Les jeunes artistes marocains revisitent et reprennent les répertoires musicaux de beaucoup de leurs idoles kabyles pendant les soirées musicales organisées dans les campus universitaires. Chaque 20 avril est célébré dans par des expositions ou des galas un peu partout dans le pays. Des manifestations sont organisées pour commémorer cette date symbolique fondatrice perçue comme un moment de renaissance de la modernité du monde amazigh.

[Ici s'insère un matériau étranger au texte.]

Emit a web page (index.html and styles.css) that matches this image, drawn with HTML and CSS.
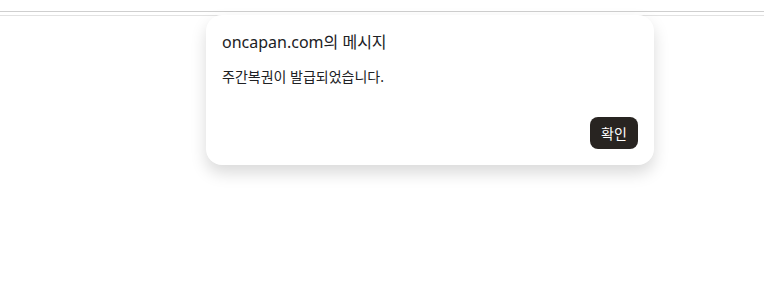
FILE: index.html
```html
<!DOCTYPE html>
<html lang="ko">
<head>
    <meta charset="UTF-8">
    <meta name="viewport" content="width=device-width, initial-scale=1.0">
    <title>oncapan.com</title>
    <link rel="stylesheet" href="styles.css">
</head>
<body>

<div class="toolbar"></div>
<div class="page-line"></div>

<!-- alert dialog -->
<div class="dialog">
    <div class="dialog-title">oncapan.com의 메시지</div>
    <div class="dialog-message">주간복권이 발급되었습니다.</div>
    <div class="dialog-buttons">
        <button type="button" class="btn-ok">확인</button>
    </div>
</div>

</body>
</html>
```

FILE: styles.css
```css
body {
    margin: 0;
    background-color: #fff;
    font-family: "Noto Sans", "Noto Sans CJK KR", sans-serif;
    color: #202124;
}
.toolbar {
    height: 11px;
    border-bottom: 1px solid #cfcfcf;
}
.page-line {
    margin-top: 3px;
    border-top: 1px solid #e2e2e2;
}
.dialog {
    position: absolute;
    left: 206px;
    top: 15px;
    width: 448px;
    height: 150px;
    box-sizing: border-box;
    padding: 15px 16px 16px 16px;
    background-color: #fff;
    border-radius: 16px;
    box-shadow: 0 8px 16px rgba(0, 0, 0, 0.15);
    display: flex;
    flex-direction: column;
}
.dialog-title {
    font-size: 16px;
    line-height: 24px;
}
.dialog-message {
    margin-top: 13px;
    font-size: 14px;
    line-height: 20px;
}
.dialog-buttons {
    margin-top: auto;
    display: flex;
    justify-content: flex-end;
}
.btn-ok {
    width: 48px;
    height: 32px;
    padding: 0;
    border: none;
    border-radius: 8px;
    background-color: #282421;
    color: #fff;
    font-family: inherit;
    font-size: 14px;
    cursor: pointer;
}
```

Besoin de connexion supra national
Le brassage culturel et les contacts directs avec cette terre rebelle seront effectués aussi au début des années 1990 avec les visites de beaucoup d’acteurs de Mouvement amazighe marocain en Kabylie. La région du sud-est d’où on pouvait capter la radio kabyle connaitra une influence plus intense des luttes menées dans cette région. L’anthropologue américain Paul Silverstein a d’ailleurs consacré une étude sur cette influence. Elle est publiée dans « The journal of North Africa Studies ».
C’est par solidarité avec cette Kabylie inspirante qu’un groupe de militants(es) ont organisé un sit in devant l’ambassade d’Algérie à Rabat pendant les événements du Printemps Noir de 2001 au cours duquel 127 jeunes furent assassinés et plus de 3000 autres furent blessés par les forces de sécurité du régime d’Alger. Ce sit in fut d’ailleurs violemment réprimé par la police marocaine. Et c’est aussi par solidarité que le MCB avait observé un sit-in devant l’ambassade du Maroc à Alger en 1994 pour réclamer la libération des détenus politiques amazighes ; un groupe resté dans les annales du mouvement cultuel amazighe marocain sous la dénomination de « détenus de l’associations Tilelli de Goulmima ».

Le mouvement Amazighe en Kabylie en général et les événements du 20 avril 1980 en particulier sont des actes politiques essentiels qui ont contribué à l’accélération de l’émergence puis de l’affirmation du Mouvement Amazighe au Maroc. C’est pourquoi, certaines voix, proches du pouvoir, que la renaissance amazighe dérange, se sont levées pour appeler à « dékabyliser » le Mouvement Amazigh du Maroc. Ces niches ont compris que « lorsque la Kabylie est arrosée, c’est toute Tamazgha qui moissonne ».
Oui, la Kabylie, aujourd’hui malmenée, fut le théâtre d’un éveil intellectuel, culturel et politique qui a inspiré et nourrit le débat autour du projet démocratique d’une l’Afrique du Nord qui peut et doit se ressourcer à son socle amazigh.